The act() method of the Enemy class will be updated so that the Enemy moves only after the specified number of moveDelay calls of the method. Additionally, a new attribute called nextMoveCounter of type int will be introduced and initialized to 0. The act() method will be modified to call this.move(1) only when nextMoveCounter reaches 0. After the movement, nextMoveCounter will be reset to the value of moveDelay. If the Enemy instance cannot move because nextMoveCounter has not yet reached 0, nextMoveCounter will be decreased by 1.
In this session, a parameterized constructor is defined for the Direction class with a single parameter, rotation, of type int.

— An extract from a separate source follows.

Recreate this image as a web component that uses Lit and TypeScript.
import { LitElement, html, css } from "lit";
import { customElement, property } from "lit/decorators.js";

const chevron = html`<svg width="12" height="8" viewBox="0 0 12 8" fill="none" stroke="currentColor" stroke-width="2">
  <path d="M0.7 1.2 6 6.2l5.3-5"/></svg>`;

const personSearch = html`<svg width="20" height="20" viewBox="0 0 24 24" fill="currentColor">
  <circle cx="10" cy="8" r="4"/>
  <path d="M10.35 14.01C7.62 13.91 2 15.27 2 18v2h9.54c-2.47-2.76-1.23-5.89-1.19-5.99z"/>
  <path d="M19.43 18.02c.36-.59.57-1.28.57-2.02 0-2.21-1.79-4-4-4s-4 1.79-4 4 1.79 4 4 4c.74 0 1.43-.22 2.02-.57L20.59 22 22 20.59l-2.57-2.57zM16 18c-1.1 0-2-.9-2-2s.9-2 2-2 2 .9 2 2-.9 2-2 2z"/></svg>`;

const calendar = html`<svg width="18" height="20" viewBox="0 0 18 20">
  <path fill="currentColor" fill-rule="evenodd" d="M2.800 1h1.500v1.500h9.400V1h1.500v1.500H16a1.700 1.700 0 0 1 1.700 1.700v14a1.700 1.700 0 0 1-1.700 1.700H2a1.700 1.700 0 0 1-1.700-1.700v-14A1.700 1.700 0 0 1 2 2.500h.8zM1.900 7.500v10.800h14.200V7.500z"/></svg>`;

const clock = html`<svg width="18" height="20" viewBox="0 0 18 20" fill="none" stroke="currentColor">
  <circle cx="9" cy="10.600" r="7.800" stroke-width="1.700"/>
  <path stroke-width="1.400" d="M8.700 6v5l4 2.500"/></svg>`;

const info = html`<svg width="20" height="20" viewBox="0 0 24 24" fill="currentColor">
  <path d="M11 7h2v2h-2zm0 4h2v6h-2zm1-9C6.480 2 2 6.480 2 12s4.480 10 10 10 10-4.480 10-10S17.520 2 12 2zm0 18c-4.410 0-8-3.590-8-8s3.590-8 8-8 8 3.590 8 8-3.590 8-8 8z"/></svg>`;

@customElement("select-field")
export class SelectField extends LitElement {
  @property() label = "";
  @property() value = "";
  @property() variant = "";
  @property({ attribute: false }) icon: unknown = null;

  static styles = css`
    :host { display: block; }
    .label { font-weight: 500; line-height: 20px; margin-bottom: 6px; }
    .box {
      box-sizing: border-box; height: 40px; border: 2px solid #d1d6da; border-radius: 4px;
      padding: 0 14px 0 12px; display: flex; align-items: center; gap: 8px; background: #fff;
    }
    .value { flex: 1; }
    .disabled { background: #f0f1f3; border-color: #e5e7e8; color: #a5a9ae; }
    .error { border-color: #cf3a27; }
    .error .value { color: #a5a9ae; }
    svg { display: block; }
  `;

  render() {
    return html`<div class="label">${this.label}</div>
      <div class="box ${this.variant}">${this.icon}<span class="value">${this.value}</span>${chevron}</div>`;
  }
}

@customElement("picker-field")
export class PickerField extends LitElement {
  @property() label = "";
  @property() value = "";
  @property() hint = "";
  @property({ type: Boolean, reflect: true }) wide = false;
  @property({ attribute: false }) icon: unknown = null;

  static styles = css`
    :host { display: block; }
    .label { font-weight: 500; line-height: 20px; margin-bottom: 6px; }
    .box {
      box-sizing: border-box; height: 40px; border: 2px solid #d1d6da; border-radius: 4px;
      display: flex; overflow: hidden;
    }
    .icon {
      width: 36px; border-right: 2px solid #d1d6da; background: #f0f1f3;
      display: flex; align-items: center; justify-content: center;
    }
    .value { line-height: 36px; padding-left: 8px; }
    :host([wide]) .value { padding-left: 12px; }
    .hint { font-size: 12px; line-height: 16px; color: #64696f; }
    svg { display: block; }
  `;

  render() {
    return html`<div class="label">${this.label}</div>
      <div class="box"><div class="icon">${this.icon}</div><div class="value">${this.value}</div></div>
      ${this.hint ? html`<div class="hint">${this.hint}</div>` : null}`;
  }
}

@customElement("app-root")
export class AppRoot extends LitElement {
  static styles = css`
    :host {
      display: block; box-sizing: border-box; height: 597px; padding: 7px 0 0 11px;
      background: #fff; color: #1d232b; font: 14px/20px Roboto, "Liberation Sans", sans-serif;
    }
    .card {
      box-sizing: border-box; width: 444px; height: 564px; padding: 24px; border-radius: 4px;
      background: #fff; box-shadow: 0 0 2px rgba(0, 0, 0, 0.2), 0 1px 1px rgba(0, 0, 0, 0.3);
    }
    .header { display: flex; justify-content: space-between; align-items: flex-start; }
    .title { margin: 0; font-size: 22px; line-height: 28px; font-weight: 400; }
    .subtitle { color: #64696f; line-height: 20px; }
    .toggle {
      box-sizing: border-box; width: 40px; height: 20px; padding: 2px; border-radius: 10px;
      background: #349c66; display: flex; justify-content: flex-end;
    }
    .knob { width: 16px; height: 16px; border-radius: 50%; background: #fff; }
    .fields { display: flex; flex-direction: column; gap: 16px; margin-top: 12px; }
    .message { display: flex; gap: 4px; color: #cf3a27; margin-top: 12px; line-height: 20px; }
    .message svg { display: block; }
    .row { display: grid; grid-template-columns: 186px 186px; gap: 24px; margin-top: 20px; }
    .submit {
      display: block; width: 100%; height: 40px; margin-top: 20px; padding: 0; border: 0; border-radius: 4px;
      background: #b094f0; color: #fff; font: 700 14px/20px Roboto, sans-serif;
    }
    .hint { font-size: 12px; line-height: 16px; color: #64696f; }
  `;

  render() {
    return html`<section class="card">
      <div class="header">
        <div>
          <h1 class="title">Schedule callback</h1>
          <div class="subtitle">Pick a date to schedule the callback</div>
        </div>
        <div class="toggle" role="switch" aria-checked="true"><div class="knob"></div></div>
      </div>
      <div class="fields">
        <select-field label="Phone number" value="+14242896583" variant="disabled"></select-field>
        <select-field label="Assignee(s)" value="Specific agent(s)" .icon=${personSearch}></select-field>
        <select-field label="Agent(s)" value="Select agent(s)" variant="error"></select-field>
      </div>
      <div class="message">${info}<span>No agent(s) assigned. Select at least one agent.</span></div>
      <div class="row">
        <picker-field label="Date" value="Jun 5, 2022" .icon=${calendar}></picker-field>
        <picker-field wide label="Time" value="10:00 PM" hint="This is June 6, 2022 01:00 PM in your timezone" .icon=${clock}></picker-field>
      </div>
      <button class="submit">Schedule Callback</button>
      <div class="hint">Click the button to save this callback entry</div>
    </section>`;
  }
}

Within the constructor body, the created instance should be rotated based on the value of this parameter. The code in the Arena class should be updated accordingly.
In this session an overloaded constructor is defined in the Direction class. A non-parameterized constructor is added, and within its body, the parameterized constructor is invoked with the argument rotation set to 0. The code in the Arena class should be updated accordingly, using the non-parameterized version of the Direction class constructor where possible.